Rodrigo Pérez de Arce piensa que hay que "exigir que los sistemas democráticos sean capaces de combatir el crimen organizado sin renunciar al debido proceso, la presunción de inocencia y el control judicial de los poderes ejecutivos. La alternativa no es elegir entre seguridad o derechos, sino reinventar formas de persecución que refuercen, en lugar de socavar, los valores democráticos".

En resumen, estas democracias acosadas y fatigadas poseen, en su propia institucionalidad —reformada y reactualizada—, su castillo interior para resistir el desafío de los autoritarismos.

Sobre esto, Andrés Malamud sostiene que hay que volver a maridar dos términos ahora divorciados: liberalismo y democracia.
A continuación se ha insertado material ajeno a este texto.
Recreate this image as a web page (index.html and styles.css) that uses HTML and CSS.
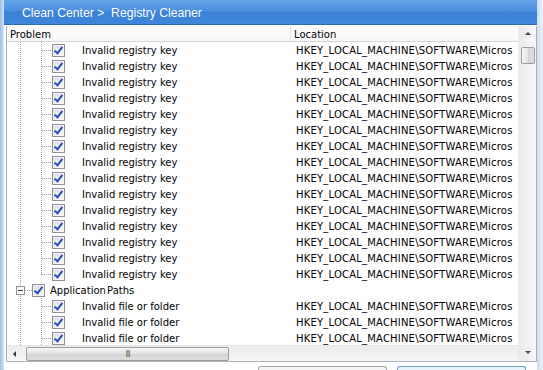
FILE: index.html
```html
<!DOCTYPE html>
<html lang="en">
<head>
    <meta charset="UTF-8">
    <title>Clean Center | Registry Cleaner</title>
    <link rel="stylesheet" href="styles.css">
</head>
<body>
    <div class="screen">
        <div class="edge-left"></div>

        <div class="window">
            <div class="title-bar">Clean Center &gt;&nbsp; Registry Cleaner</div>

            <div class="list-box">
                <div class="list-main">
                    <div class="list-header">
                        <div class="col-problem">Problem</div>
                        <div class="col-location">Location</div>
                    </div>

                    <div class="rows">
                        <div class="row"><div class="tree"><span class="check"></span></div><div class="problem">Invalid registry key</div><div class="location">HKEY_LOCAL_MACHINE\SOFTWARE\Micros</div></div>
                        <div class="row"><div class="tree"><span class="check"></span></div><div class="problem">Invalid registry key</div><div class="location">HKEY_LOCAL_MACHINE\SOFTWARE\Micros</div></div>
                        <div class="row"><div class="tree"><span class="check"></span></div><div class="problem">Invalid registry key</div><div class="location">HKEY_LOCAL_MACHINE\SOFTWARE\Micros</div></div>
                        <div class="row"><div class="tree"><span class="check"></span></div><div class="problem">Invalid registry key</div><div class="location">HKEY_LOCAL_MACHINE\SOFTWARE\Micros</div></div>
                        <div class="row"><div class="tree"><span class="check"></span></div><div class="problem">Invalid registry key</div><div class="location">HKEY_LOCAL_MACHINE\SOFTWARE\Micros</div></div>
                        <div class="row"><div class="tree"><span class="check"></span></div><div class="problem">Invalid registry key</div><div class="location">HKEY_LOCAL_MACHINE\SOFTWARE\Micros</div></div>
                        <div class="row"><div class="tree"><span class="check"></span></div><div class="problem">Invalid registry key</div><div class="location">HKEY_LOCAL_MACHINE\SOFTWARE\Micros</div></div>
                        <div class="row"><div class="tree"><span class="check"></span></div><div class="problem">Invalid registry key</div><div class="location">HKEY_LOCAL_MACHINE\SOFTWARE\Micros</div></div>
                        <div class="row"><div class="tree"><span class="check"></span></div><div class="problem">Invalid registry key</div><div class="location">HKEY_LOCAL_MACHINE\SOFTWARE\Micros</div></div>
                        <div class="row"><div class="tree"><span class="check"></span></div><div class="problem">Invalid registry key</div><div class="location">HKEY_LOCAL_MACHINE\SOFTWARE\Micros</div></div>
                        <div class="row"><div class="tree"><span class="check"></span></div><div class="problem">Invalid registry key</div><div class="location">HKEY_LOCAL_MACHINE\SOFTWARE\Micros</div></div>
                        <div class="row"><div class="tree"><span class="check"></span></div><div class="problem">Invalid registry key</div><div class="location">HKEY_LOCAL_MACHINE\SOFTWARE\Micros</div></div>
                        <div class="row"><div class="tree"><span class="check"></span></div><div class="problem">Invalid registry key</div><div class="location">HKEY_LOCAL_MACHINE\SOFTWARE\Micros</div></div>
                        <div class="row"><div class="tree"><span class="check"></span></div><div class="problem">Invalid registry key</div><div class="location">HKEY_LOCAL_MACHINE\SOFTWARE\Micros</div></div>
                        <div class="row last"><div class="tree"><span class="check"></span></div><div class="problem">Invalid registry key</div><div class="location">HKEY_LOCAL_MACHINE\SOFTWARE\Micros</div></div>

                        <div class="row group"><div class="tree"><span class="toggle"></span><span class="check"></span></div><div class="problem">Application Paths</div><div class="location"></div></div>

                        <div class="row"><div class="tree"><span class="check"></span></div><div class="problem">Invalid file or folder</div><div class="location">HKEY_LOCAL_MACHINE\SOFTWARE\Micros</div></div>
                        <div class="row"><div class="tree"><span class="check"></span></div><div class="problem">Invalid file or folder</div><div class="location">HKEY_LOCAL_MACHINE\SOFTWARE\Micros</div></div>
                        <div class="row"><div class="tree"><span class="check"></span></div><div class="problem">Invalid file or folder</div><div class="location">HKEY_LOCAL_MACHINE\SOFTWARE\Micros</div></div>
                    </div>

                    <div class="hscroll">
                        <span class="arrow-left"></span>
                        <div class="hthumb">III</div>
                    </div>
                </div>

                <div class="vscroll">
                    <span class="arrow-up"></span>
                    <div class="vthumb"></div>
                    <div class="vtrack"></div>
                    <span class="arrow-down"></span>
                </div>
            </div>

            <div class="buttons">
                <span class="btn"></span>
                <span class="btn btn-main"></span>
            </div>
        </div>

        <div class="edge-right"></div>
    </div>
</body>
</html>
```

FILE: styles.css
```css
body {
    margin: 0;
    background: #fff;
    font-family: "DejaVu Sans", Verdana, sans-serif;
    font-size: 10px;
    color: #000;
    overflow: hidden;
}

.screen {
    display: flex;
    height: 370px;
    overflow: hidden;
}

.edge-left {
    width: 4px;
    background: linear-gradient(to right, #9dbde4, #d4e4f5);
}

.edge-right {
    flex: 1;
    background: linear-gradient(to right, #c9dcf1, #eef4fb);
}

.window {
    width: 533px;
    height: 370px;
    overflow: hidden;
    display: flex;
    flex-direction: column;
    background: #fff;
}

.title-bar {
    height: 25px;
    line-height: 27px;
    padding-left: 18px;
    font-family: "Liberation Sans", Arial, sans-serif;
    font-size: 12.2px;
    color: #fff;
    background: linear-gradient(#66a6ea, #4a8fe0 45%, #3a80d6 50%, #3f86da);
    border-bottom: 1px solid #2f6cb8;
    box-sizing: border-box;
    flex-shrink: 0;
}

/* list with its scrollbars */
.list-box {
    display: flex;
    height: 336px;
    flex-shrink: 0;
    margin: 1px 0 0 2px;
    border: 1px solid #a9b4c0;
    border-top: none;
    box-sizing: border-box;
}

.list-main {
    flex: 1;
    min-width: 0;
    display: flex;
    flex-direction: column;
}

.list-header {
    display: grid;
    grid-template-columns: 284px 1fr;
    height: 16px;
    line-height: 17px;
    background: linear-gradient(#fff, #f6f7f8);
    border-bottom: 1px solid #d5d5d5;
    box-sizing: border-box;
}

.col-problem {
    padding-left: 3px;
    border-right: 1px solid #e2e3e5;
}

.col-location {
    padding-left: 3px;
}

.rows {
    flex: 1;
    overflow: hidden;
}

.row {
    --dv: repeating-linear-gradient(to bottom, #9a9a9a 0 1px, transparent 1px 2px);
    --dh: repeating-linear-gradient(to right, #9a9a9a 0 1px, transparent 1px 2px);
    display: grid;
    grid-template-columns: auto 1fr auto;
    grid-template-rows: 16px;
    height: 16px;
    line-height: 18px;
    white-space: nowrap;
}

.row .tree {
    display: flex;
    align-items: center;
    width: 75px;
    height: 16px;
    padding-left: 45px;
    box-sizing: border-box;
    background-image: var(--dv), var(--dv), var(--dh);
    background-position: 13px 0, 34px 0, 35px 8px;
    background-size: 1px 16px, 1px 16px, 10px 1px;
    background-repeat: no-repeat;
}

.row.last .tree {
    background-size: 1px 16px, 1px 9px, 10px 1px;
}

.row.group .tree {
    width: 43px;
    padding-left: 9px;
    background-image: var(--dv), var(--dh);
    background-position: 13px 0, 18px 8px;
    background-size: 1px 16px, 7px 1px;
}

.row.group .problem {
    width: 234px;
    word-spacing: -2px;
}

.problem {
    width: 209px;
    overflow: hidden;
}

.location {
    width: 222px;
    padding-left: 5px;
    letter-spacing: 0.2px;
}

.toggle {
    position: relative;
    width: 9px;
    height: 9px;
    margin-right: 7px;
    border: 1px solid #919191;
    background: linear-gradient(135deg, #f2f2f2, #fff);
    box-sizing: border-box;
}

.toggle::after {
    content: "";
    position: absolute;
    left: 1px;
    top: 3px;
    width: 5px;
    height: 1px;
    background: #444;
}

.check {
    position: relative;
    width: 13px;
    height: 13px;
    border: 1px solid #8e8f8f;
    background: linear-gradient(135deg, #dadada, #fbfbfb);
    box-shadow: inset 0 0 0 1px #f4f4f4;
    box-sizing: border-box;
}

.check::after {
    content: "";
    position: absolute;
    left: 3px;
    top: 0px;
    width: 3px;
    height: 7px;
    border: solid #2d4fbd;
    border-width: 0 2px 2px 0;
    transform: rotate(38deg);
}

.group .check {
    margin-right: 5px;
}

/* scrollbars */
.hscroll {
    display: flex;
    align-items: center;
    height: 16px;
    flex-shrink: 0;
    background: linear-gradient(#ececec, #f6f6f6);
    border-top: 1px solid #e6e6e6;
    box-sizing: border-box;
}

.arrow-left {
    width: 0;
    height: 0;
    margin: 0 10px 0 6px;
    border-top: 3px solid transparent;
    border-bottom: 3px solid transparent;
    border-right: 3px solid #333;
}

.hthumb {
    width: 203px;
    height: 14px;
    line-height: 13px;
    text-align: center;
    font-size: 8px;
    color: #666;
    letter-spacing: -1px;
    border: 1px solid #9c9c9c;
    border-radius: 2px;
    background: linear-gradient(#f8f8f8, #e2e2e2 50%, #d4d4d4 51%, #dedede);
    box-sizing: border-box;
}

.vscroll {
    width: 17px;
    display: flex;
    flex-direction: column;
    align-items: center;
    background: linear-gradient(to right, #eaeaea, #f7f7f7);
    border-left: 1px solid #ececec;
}

.arrow-up,
.arrow-down {
    width: 0;
    height: 0;
    border-left: 3px solid transparent;
    border-right: 3px solid transparent;
}

.arrow-up {
    margin: 6px 0 12px;
    border-bottom: 3px solid #444;
}

.arrow-down {
    margin: 6px 0 7px;
    border-top: 3px solid #444;
}

.vthumb {
    width: 14px;
    height: 17px;
    border: 1px solid #9c9c9c;
    border-radius: 2px;
    background: linear-gradient(to right, #f6f6f6, #e4e4e4 50%, #d6d6d6 51%, #e0e0e0);
    box-sizing: border-box;
}

.vtrack {
    flex: 1;
}

/* tops of the buttons under the list, cut off by the window */
.buttons {
    display: flex;
    gap: 10px;
    padding: 4px 0 0 254px;
}

.btn {
    width: 127px;
    height: 12px;
    border: 1px solid #a3a3a3;
    border-bottom: none;
    border-radius: 3px 3px 0 0;
    background: linear-gradient(#f6f6f6, #ececec);
}

.btn-main {
    border-color: #6a9fd6;
    background: linear-gradient(#eaf4fd, #dcecfb);
}
```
Aunque suene contraintuitivo, las democracias deben aprender de sus enemigos —los populismos demagógicos— no para imitar sus tendencias autoritarias, sino para canalizar el malestar ciudadano.

Malamud subraya que "para sobrevivir, la democracia liberal debe cumplir, no solo predicar. La empatía y la proximidad no son conceptos demagógicos; son generadores de confianza. Las reformas de América Latina deben abordar tanto las necesidades materiales como las simbólicas, combinando la justicia con la recuperación económica, en lugar de los compromisos legalistas".

Sin embargo, apunta, "cuando la democracia se convierte en un territorio de las élites, frustra su naturaleza primordial: un gobierno del pueblo. Y cuando se convierte en un ritual de elecciones sin resultados, frustra su propósito último: un gobierno para el pueblo".